(Interface markup and scripts)

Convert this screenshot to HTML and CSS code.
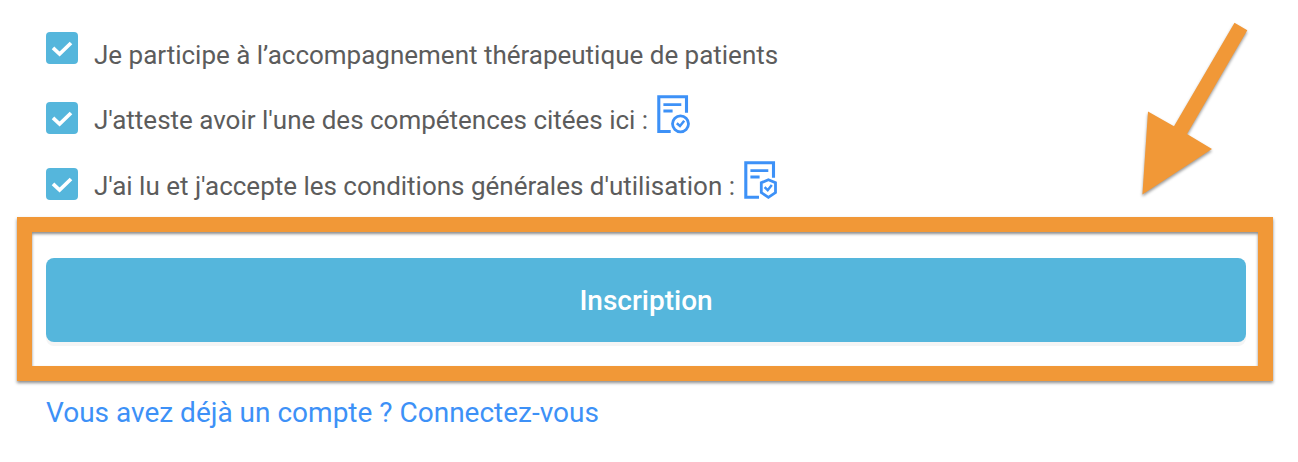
FILE: index.html
```html
<!DOCTYPE html>
<html lang="fr">
<head>
    <meta charset="utf-8" />
    <title>Inscription</title>
    <link rel="stylesheet" href="styles.css">
</head>
<body>
    <form class="signup">
        <label class="check_row row_first">
            <span class="checkbox"><svg viewBox="0 0 32 32"><path d="M7 15.8 13.6 22 25 11" /></svg></span>
            <span class="text">Je participe à l’accompagnement thérapeutique de patients</span>
        </label>
        <label class="check_row row_second">
            <span class="checkbox"><svg viewBox="0 0 32 32"><path d="M7 15.8 13.6 22 25 11" /></svg></span>
            <span class="text">J'atteste avoir l'une des compétences citées ici :</span>
            <svg class="doc_icon" viewBox="0 0 34 40">
                <path class="sheet" d="M13.7 37.5H1.8V2.8H29.5V18.8" />
                <path class="line" d="M6.4 10.6H24.3M6.4 17H15.6" />
                <circle class="badge" cx="23.5" cy="29.8" r="8" />
                <path class="tick" d="M19.8 29.3 23 32 27.2 26.8" />
            </svg>
        </label>
        <label class="check_row row_third">
            <span class="checkbox"><svg viewBox="0 0 32 32"><path d="M7 15.8 13.6 22 25 11" /></svg></span>
            <span class="text">J'ai lu et j'accepte les conditions générales d'utilisation :</span>
            <svg class="doc_icon" viewBox="0 0 34 40">
                <path class="sheet" d="M15 37.3H1.8V2.8H29.5V17.8" />
                <path class="line" d="M6.4 10.6H24.3M6.4 17H15.6" />
                <path class="badge" d="M24.4 19.8 31.5 22.7V32.6L24.4 37.4 17.3 32.6V22.7Z" />
                <path class="tick" d="M20.6 27.2 23.7 30.2 27.8 25" />
            </svg>
        </label>
        <div class="frame">
            <button class="submit" type="button">Inscription</button>
        </div>
        <a class="login" href="#">Vous avez déjà un compte ? Connectez-vous</a>
    </form>
    <svg class="arrow" viewBox="0 0 130 200">
        <polygon points="114.5,12.7 127.3,20.3 67,124 92,139 22.4,184.5 28,101.5 54,116.3" />
    </svg>
</body>
</html>
```
FILE: styles.css
```css
body {
    margin:0;
    background:#fff;
    font-family:Roboto, "Liberation Sans", sans-serif;
    position:relative;
}
.signup {
    display:flex;
    flex-direction:column;
    padding:28px 25px 0 17px;
}
.check_row {
    display:flex;
    align-items:center;
    height:40px;
    padding-left:29px;
}
.row_first .text {
    padding-top:14px;
}
.row_second {
    margin-top:30px;
}
.row_third {
    margin-top:26px;
}
.checkbox {
    width:32px;
    height:32px;
    border-radius:4px;
    background:#55b6dc;
}
.checkbox svg {
    display:block;
    width:32px;
    height:32px;
    fill:none;
    stroke:#fff;
    stroke-width:3.7;
}
.text {
    margin-left:16px;
    padding-top:4px;
    font-size:26px;
    line-height:32px;
    letter-spacing:-0.01px;
    color:#5c5c5c;
    white-space:nowrap;
}
.doc_icon {
    width:34px;
    height:40px;
    margin:-8px 0 0 9px;
    fill:none;
    stroke:#3d91f7;
    stroke-width:3.1;
}
.doc_icon .line,
.doc_icon .badge {
    stroke-width:2.8;
}
.doc_icon .tick {
    stroke-width:2.5;
}
.frame {
    box-sizing:border-box;
    height:164px;
    margin-top:13px;
    padding:26px 12px 0 14px;
    border:15px solid #f19837;
    box-shadow:0 2px 3px rgba(0,0,0,0.45), inset 0 2px 3px rgba(0,0,0,0.45);
}
.submit {
    display:block;
    width:100%;
    height:84px;
    padding:0;
    border:0;
    border-radius:8px;
    background:#55b6dc;
    box-shadow:0 4px 0 #f5f5f5;
    color:#fff;
    font:500 28px Roboto, "Liberation Sans", sans-serif;
}
.login {
    align-self:flex-start;
    margin:15px 0 0 29px;
    font-size:28px;
    line-height:34px;
    color:#3d91f7;
    text-decoration:none;
    white-space:nowrap;
}
/* arrow lies over the form and points to the button */
.arrow {
    position:absolute;
    left:1120px;
    top:10px;
    width:130px;
    height:200px;
    overflow:visible;
    fill:#f19837;
    filter:drop-shadow(0 2px 1.5px rgba(0,0,0,0.4));
}
```
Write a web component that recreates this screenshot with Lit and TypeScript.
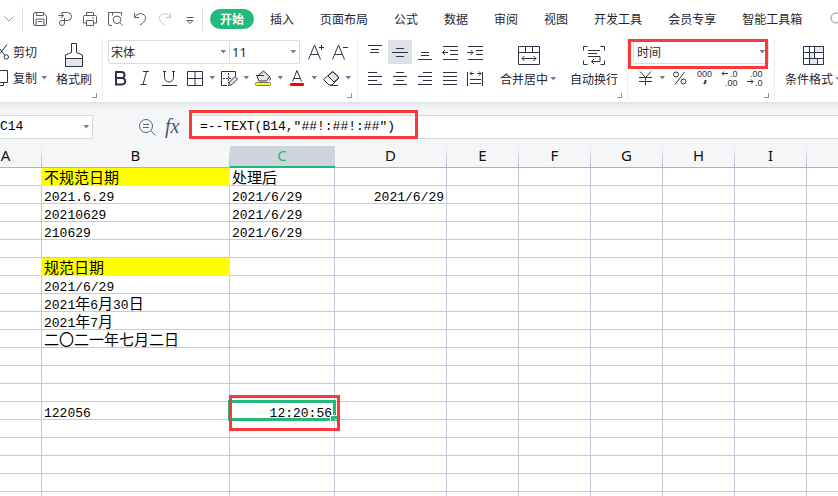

The request:
Output every entry word for word, but omit the pictures.

Full response:
Convert this screenshot to HTML and CSS code.
FILE: index.html
```html
<!DOCTYPE html>
<html lang="fr">
<head>
    <meta charset="utf-8" />
    <title>Inscription</title>
    <link rel="stylesheet" href="styles.css">
</head>
<body>
    <form class="signup">
        <label class="check_row row_first">
            <span class="checkbox"><svg viewBox="0 0 32 32"><path d="M7 15.8 13.6 22 25 11" /></svg></span>
            <span class="text">Je participe à l’accompagnement thérapeutique de patients</span>
        </label>
        <label class="check_row row_second">
            <span class="checkbox"><svg viewBox="0 0 32 32"><path d="M7 15.8 13.6 22 25 11" /></svg></span>
            <span class="text">J'atteste avoir l'une des compétences citées ici :</span>
            <svg class="doc_icon" viewBox="0 0 34 40">
                <path class="sheet" d="M13.7 37.5H1.8V2.8H29.5V18.8" />
                <path class="line" d="M6.4 10.6H24.3M6.4 17H15.6" />
                <circle class="badge" cx="23.5" cy="29.8" r="8" />
                <path class="tick" d="M19.8 29.3 23 32 27.2 26.8" />
            </svg>
        </label>
        <label class="check_row row_third">
            <span class="checkbox"><svg viewBox="0 0 32 32"><path d="M7 15.8 13.6 22 25 11" /></svg></span>
            <span class="text">J'ai lu et j'accepte les conditions générales d'utilisation :</span>
            <svg class="doc_icon" viewBox="0 0 34 40">
                <path class="sheet" d="M15 37.3H1.8V2.8H29.5V17.8" />
                <path class="line" d="M6.4 10.6H24.3M6.4 17H15.6" />
                <path class="badge" d="M24.4 19.8 31.5 22.7V32.6L24.4 37.4 17.3 32.6V22.7Z" />
                <path class="tick" d="M20.6 27.2 23.7 30.2 27.8 25" />
            </svg>
        </label>
        <div class="frame">
            <button class="submit" type="button">Inscription</button>
        </div>
        <a class="login" href="#">Vous avez déjà un compte ? Connectez-vous</a>
    </form>
    <svg class="arrow" viewBox="0 0 130 200">
        <polygon points="114.5,12.7 127.3,20.3 67,124 92,139 22.4,184.5 28,101.5 54,116.3" />
    </svg>
</body>
</html>
```
FILE: styles.css
```css
body {
    margin:0;
    background:#fff;
    font-family:Roboto, "Liberation Sans", sans-serif;
    position:relative;
}
.signup {
    display:flex;
    flex-direction:column;
    padding:28px 25px 0 17px;
}
.check_row {
    display:flex;
    align-items:center;
    height:40px;
    padding-left:29px;
}
.row_first .text {
    padding-top:14px;
}
.row_second {
    margin-top:30px;
}
.row_third {
    margin-top:26px;
}
.checkbox {
    width:32px;
    height:32px;
    border-radius:4px;
    background:#55b6dc;
}
.checkbox svg {
    display:block;
    width:32px;
    height:32px;
    fill:none;
    stroke:#fff;
    stroke-width:3.7;
}
.text {
    margin-left:16px;
    padding-top:4px;
    font-size:26px;
    line-height:32px;
    letter-spacing:-0.01px;
    color:#5c5c5c;
    white-space:nowrap;
}
.doc_icon {
    width:34px;
    height:40px;
    margin:-8px 0 0 9px;
    fill:none;
    stroke:#3d91f7;
    stroke-width:3.1;
}
.doc_icon .line,
.doc_icon .badge {
    stroke-width:2.8;
}
.doc_icon .tick {
    stroke-width:2.5;
}
.frame {
    box-sizing:border-box;
    height:164px;
    margin-top:13px;
    padding:26px 12px 0 14px;
    border:15px solid #f19837;
    box-shadow:0 2px 3px rgba(0,0,0,0.45), inset 0 2px 3px rgba(0,0,0,0.45);
}
.submit {
    display:block;
    width:100%;
    height:84px;
    padding:0;
    border:0;
    border-radius:8px;
    background:#55b6dc;
    box-shadow:0 4px 0 #f5f5f5;
    color:#fff;
    font:500 28px Roboto, "Liberation Sans", sans-serif;
}
.login {
    align-self:flex-start;
    margin:15px 0 0 29px;
    font-size:28px;
    line-height:34px;
    color:#3d91f7;
    text-decoration:none;
    white-space:nowrap;
}
/* arrow lies over the form and points to the button */
.arrow {
    position:absolute;
    left:1120px;
    top:10px;
    width:130px;
    height:200px;
    overflow:visible;
    fill:#f19837;
    filter:drop-shadow(0 2px 1.5px rgba(0,0,0,0.4));
}
```
Write a web component that recreates this screenshot with Lit and TypeScript.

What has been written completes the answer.